Why young people are scared of starting a business and why franchising could be a safe route to entrepreneurship


We recently came across a report commissioned by Google which revealed that the majority of young people surveyed wouldn’t be interested in starting their own business. More specifically, four out of five of the 1,000 15- to 18-year-olds who took part in the survey said that they would rather work for a well-established company, while 50% said that they did not want to take any risks when it comes to their income.

A combination of debt, unemployment and rising house prices is limiting the prospects of millions of young people across the country and even though those living in the UK have better prospects compared to other European countries, this will be the first generation which will be poorer than their parents. This, combined with the start-up failure rates and uncertainty over the future economy, can make a lot of young people find the idea of setting out on their own without any support daunting.

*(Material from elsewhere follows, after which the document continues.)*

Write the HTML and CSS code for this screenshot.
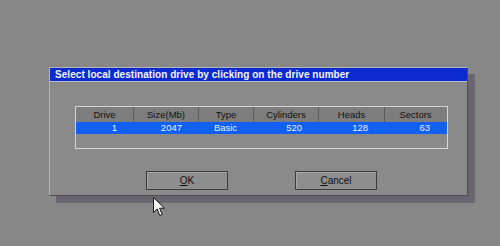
FILE: index.html
```html
<!DOCTYPE html>
<html>
<head>
<meta charset="utf-8">
<link rel="stylesheet" href="styles.css">
</head>
<body>
<div class="screen">
  <div class="dialog">
    <div class="titlebar">Select local destination drive by clicking on the drive number</div>
    <div class="body">
      <div class="table">
        <div class="row head">
          <div class="cell">Drive</div>
          <div class="cell">Size(Mb)</div>
          <div class="cell">Type</div>
          <div class="cell">Cylinders</div>
          <div class="cell">Heads</div>
          <div class="cell">Sectors</div>
        </div>
        <div class="row sel">
          <div class="cell num">1</div>
          <div class="cell num">2047</div>
          <div class="cell ctr">Basic</div>
          <div class="cell num">520</div>
          <div class="cell num">128</div>
          <div class="cell num">63</div>
        </div>
        <div class="row empty"></div>
      </div>
      <div class="buttons">
        <div class="btn"><u>O</u>K</div>
        <div class="btn"><u>C</u>ancel</div>
      </div>
    </div>
  </div>
  <svg class="cursor" width="13" height="20" viewBox="0 0 13 20">
    <path d="M0.5 0.5 L0.5 15.5 L4.2 12 L6.8 18.5 L9.2 17.5 L6.6 11.2 L11.5 11.2 Z" fill="#f4f4f4" stroke="#1a1a1a" stroke-width="1" stroke-linejoin="miter"/>
  </svg>
</div>
</body>
</html>
```

FILE: styles.css
```css
html, body {
  margin: 0;
  padding: 0;
  background: #878787;
}
.screen {
  position: relative;
  width: 500px;
  height: 246px;
  padding: 67px 0 0 49px;
  box-sizing: border-box;
  font-family: "Liberation Sans", Arial, sans-serif;
}
.dialog {
  width: 417px;
  background: #8a8a8a;
  border: 1px solid #b4b4b4;
  border-right-color: #4e4a50;
  border-bottom-color: #4e4a50;
  box-shadow: 7px 7px 0 #6a6570;
}
.titlebar {
  height: 13px;
  background: #0b2bd0;
  border-bottom: 1px solid #b8bccc;
  color: #f4f4ff;
  font-weight: bold;
  font-size: 10px;
  line-height: 13px;
  padding-left: 5px;
  letter-spacing: 0.05px;
  white-space: nowrap;
  overflow: hidden;
}
.body {
  padding: 24px 19px 5px 25px;
}
.table {
  border: 1px solid #d2d2d2;
  border-right-color: #d8d8d8;
  background: #8a8a8a;
}
.row {
  display: grid;
  grid-template-columns: 57px 65px 55px 65px 66px 62px;
}
.head {
  height: 15px;
  background: #7d7d7d;
}
.head .cell {
  color: #111;
  text-align: center;
  border-left: 1px solid #5c5c5c;
  line-height: 15px;
}
.head .cell:first-child {
  border-left: none;
}
.cell {
  font-size: 9.5px;
  white-space: nowrap;
}
.sel {
  height: 12px;
  background: #1160f2;
}
.sel .cell {
  color: #e8f0ff;
  line-height: 12px;
}
.num {
  text-align: right;
  padding-right: 16px;
}
.ctr {
  text-align: center;
}
.empty {
  height: 14px;
}
.buttons {
  margin-top: 22px;
  display: flex;
  justify-content: center;
  gap: 67px;
}
.btn {
  width: 80px;
  height: 17px;
  border: 1px solid #3c3c3c;
  background: #8e8e8e;
  box-shadow: inset 1px 1px 0 #a8a8a8;
  color: #111;
  font-size: 10px;
  line-height: 17px;
  text-align: center;
}
.cursor {
  position: absolute;
  left: 153px;
  top: 197px;
}
```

However, when it comes to the entrepreneurial spirit of the country’s younger generations, it’s not all doom and gloom. Following the recent statistics of its latest survey which revealed that over the last two years almost one in five new franchisees has been aged under 30, the British Franchise Association recently launched its ‘In Business by 30’ campaign to celebrate young people who have invested in franchises across a wide range of sectors to build successful businesses.

So what makes franchising so appealing to young people and is it the safest route into entrepreneurship?

Franchising can offer a great opportunity to those who want to build a successful business but don’t necessarily want to tap into something which is new and untested in the market. It gives people access to an already established brand and all the benefits that come with it, which means they can hit the ground running instead of coming up with the ‘next big thing’ and trying to find the best way to market it. For young people who are concerned about risk and instability, this can offer reassurance.

Another really important factor which makes franchising particularly appealing to young people and is key to their success, is the ongoing training and support. According to research from ACAS, young people’s success when entering the work market is not just shaped by their skillset and personality traits but also influenced by the support they receive from management. Also, the relationship between young people and management is a critical factor in early career experience.

When starting out on your own if you require support or are looking to develop new skills, you have to actively look for a suitable mentor or training courses. The beauty of being part of an efficient franchise operation is that you are your own boss and are responsible for yourself, however you get ongoing training and support from the head office. An added benefit is that when you’re part of a wider network, there will always be someone else who has almost certainly encountered any situation you will come across giving you the ability to access a ready supply of advice, encouragement and practical examples of how to deal with issues you may face. This may be informal, but it’s also a vital part of the training and learning process.

Buying a franchise may sound like a serious investment to make when you’re still young but it can definitely help you build a bright future for yourself in an economy where many people are either unemployed, underemployed or underpaid. If you are a young person with entrepreneurial spirit but are uncertain about setting out on your own, taking the leap into franchising may be the best option.